Mattresses are large, and testing them is time- and space-consuming. Members of the WIRED Gear team have been testing mattresses for many years, and we have slept on every mattress on this list for at least a couple of weeks, often longer—in many cases, years longer. That said, there’s no way for us to test them all. Here are a few general tips, tricks, and things to look for when shopping for an organic mattress online.

  • Know What Kind of Sleeper You Are: Different mattresses are designed for different sleeping styles. Are you a side sleeper? Stomach sleeper? Back sleeper? Or are you like me, a little bit of everything (which they call a combination sleeper)? Knowing the answer to this question can help narrow down your search to mattresses that are a good fit for your sleeping habits. This is where mattress reviews like ours come in handy; we test for every kind of sleeper.
  • Do You Like Firm, Soft, Medium? Mattresses come in different firmness options, often within the same model. Whichever one is right for you depends on which firmness you enjoy, as well as any issues you may have, like back pain.
  • Innerspring vs. Foam: Organic mattresses come in two basic flavors: the traditional innerspring coil design and pure foam. We’ve primarily tested and recommend innerspring in this guide, though pure foam designs have improved in recent years, and we’re in the process of testing a few now. The big difference in my experience is the amount of heat that foam retains. It’s a good choice for those who sleep cold, while those who sleep hot are better off with a traditional pocketed coil design.
  • Look for a Trial Period: Everyone makes mistakes; to avoid having to live with a potential mistake, make sure the mattress you’re considering offers a sleep trial. Everything listed here offers some kind of sleep trial period after which, if you’re not happy, you can return the mattress.
  • More Expensive Doesn’t Mean Better: Organic mattresses aren’t cheap, but there’s no reason to spend a fortune just to get a good, eco-friendly night’s sleep.
  • Check the Warranty: Lifetime warranties are rare these days, but most of the mattresses we’ve tested offer around 25-year warranties. Some companies cap it at 10 years, but view those with suspicion. A good mattress should last more than 10 years, and good companies are willing to stand behind their products for that long.
  • Wait For a Sale: Mattresses go on sale all the time, usually every few months for most brands. Unless you need a new mattress right now, you’re probably better off waiting for the next big sale.

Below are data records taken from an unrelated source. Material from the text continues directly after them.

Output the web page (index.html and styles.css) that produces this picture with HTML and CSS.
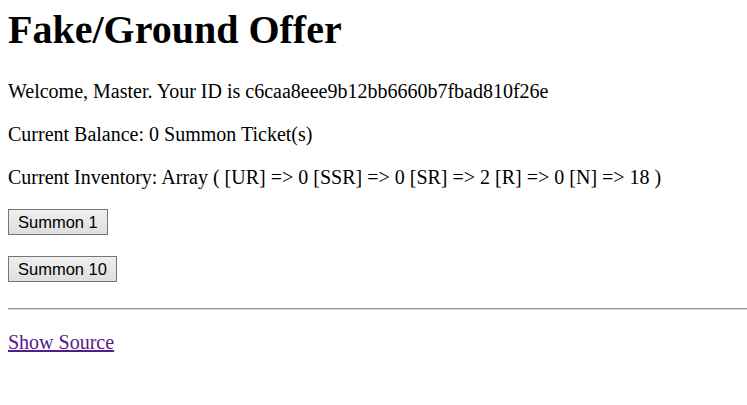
FILE: index.html
```html
<!DOCTYPE html>
<html>
<head>
<meta charset="utf-8">
<link rel="stylesheet" href="styles.css">
</head>
<body class="page">
<h1 class="title">Fake/Ground Offer</h1>
<p class="line">Welcome, Master. Your ID is c6caa8eee9b12bb6660b7fbad810f26e</p>
<p class="line">Current Balance: 0 Summon Ticket(s)</p>
<p class="line">Current Inventory: Array ( [UR] =&gt; 0 [SSR] =&gt; 0 [SR] =&gt; 2 [R] =&gt; 0 [N] =&gt; 18 )</p>
<div class="forms">
<form class="form"><button type="button" class="btn">Summon 1</button></form>
<form class="form"><button type="button" class="btn">Summon 10</button></form>
</div>
<hr class="rule">
<p class="source"><a class="link" href="#">Show Source</a></p>
</body>
</html>
```
FILE: styles.css
```css
html, body {
  margin: 0;
  padding: 0;
}
.page {
  padding: 1px 0 0 8px;
  font-family: "Liberation Serif", "Times New Roman", serif;
  font-size: 20px;
  line-height: 23px;
  color: #000;
  background: #fff;
}
.title {
  font-size: 40px;
  line-height: 46px;
  font-weight: bold;
  margin: 6px 0 27px 0;
}
.line {
  margin: 20px 0;
}
.forms {
  display: flex;
  flex-direction: column;
  align-items: flex-start;
  gap: 21px;
  margin-top: 18px;
}
.form {
  margin: 0;
}
.btn {
  display: block;
  font-family: "Liberation Sans", Arial, sans-serif;
  font-size: 16.5px;
  line-height: 18px;
  height: 26px;
  padding: 0 9px;
  border: 1px solid #767676;
  border-radius: 0;
  background: linear-gradient(#efefef, #dedede);
  color: #000;
}
.rule {
  margin: 26px 0 0 0;
  height: 0;
  border: none;
  border-top: 1px solid #9a9a9a;
  border-bottom: 1px solid #d6d6d6;
}
.source {
  margin: 21px 0;
}
.link {
  color: #551a8b;
  text-decoration: underline;
}
```
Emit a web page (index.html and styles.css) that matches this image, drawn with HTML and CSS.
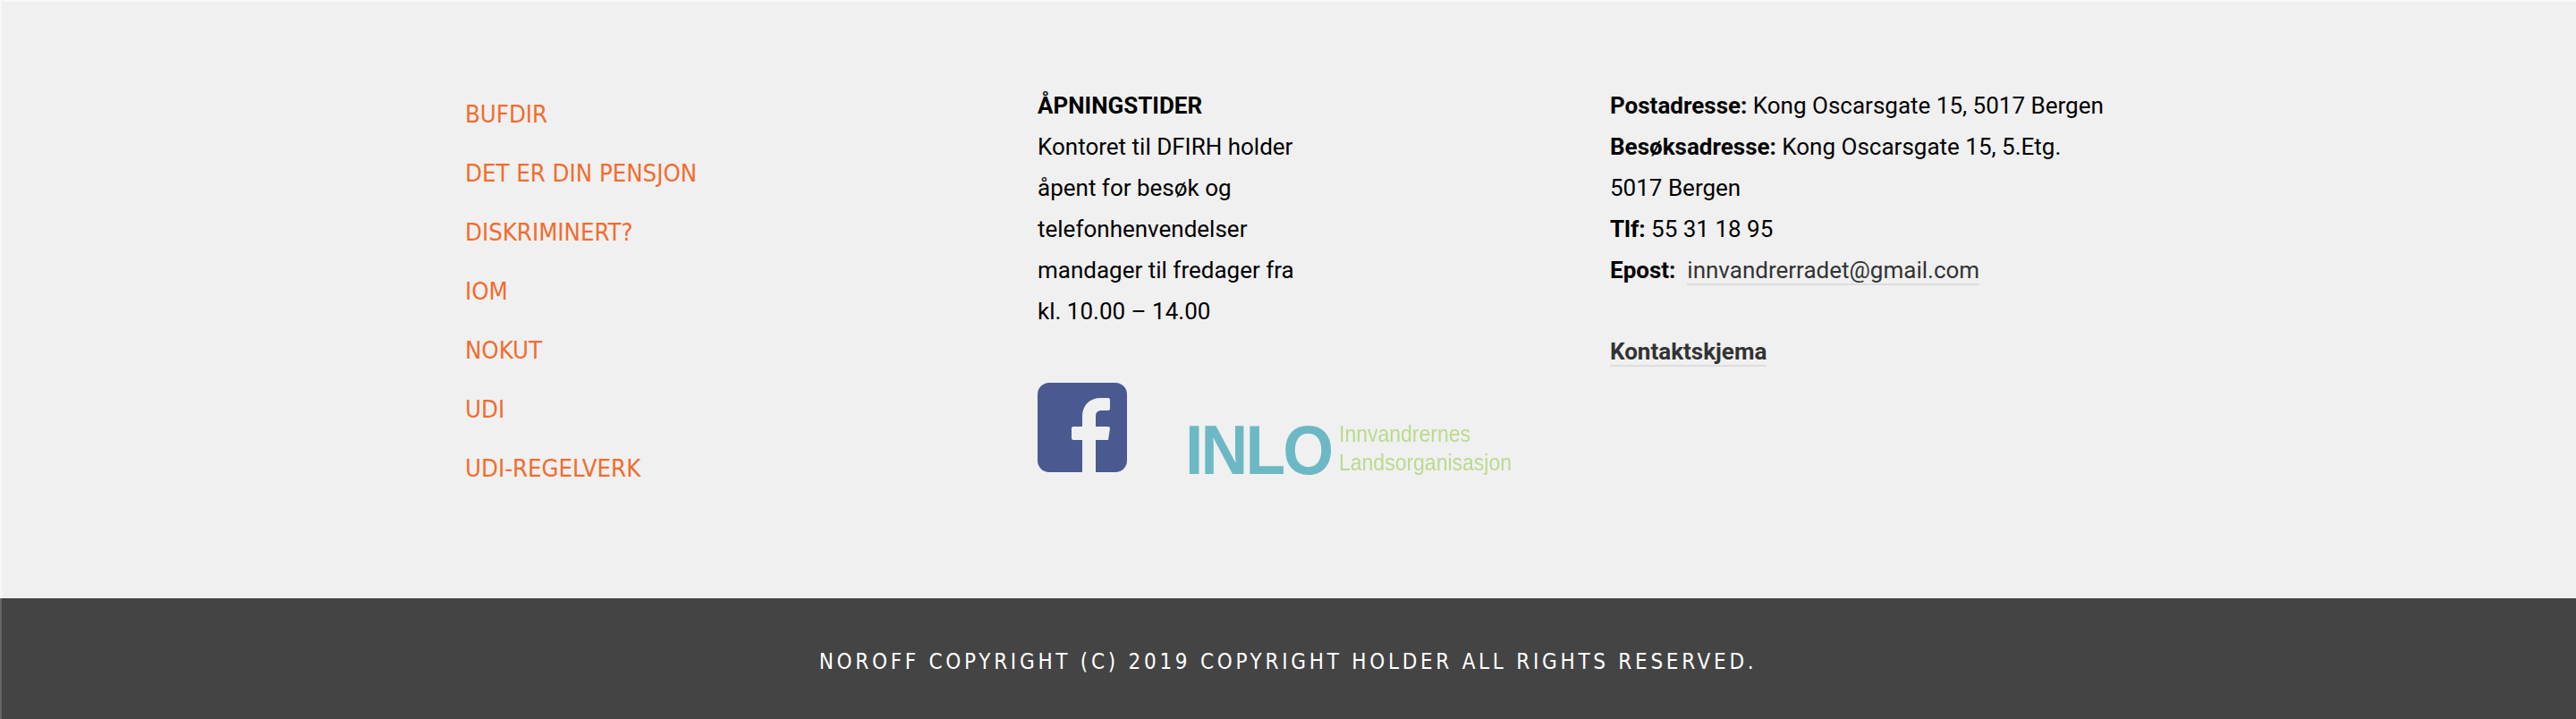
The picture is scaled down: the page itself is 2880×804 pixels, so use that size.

What Makes a Mattress Organic?

To help you make sense of the often bewildering world of organic mattresses, here are some terms and certifications to know.

The big name in organic certifications, and organic cotton certification specifically is the Global Organic Textile Standard, generally abbreviated as GOTS. It looks not just at how the cotton is grown and processed but also at ecological and social criteria, and it uses third parties to independently verify that standards are being met. If you’re curious, you can read version 6 of the standard online.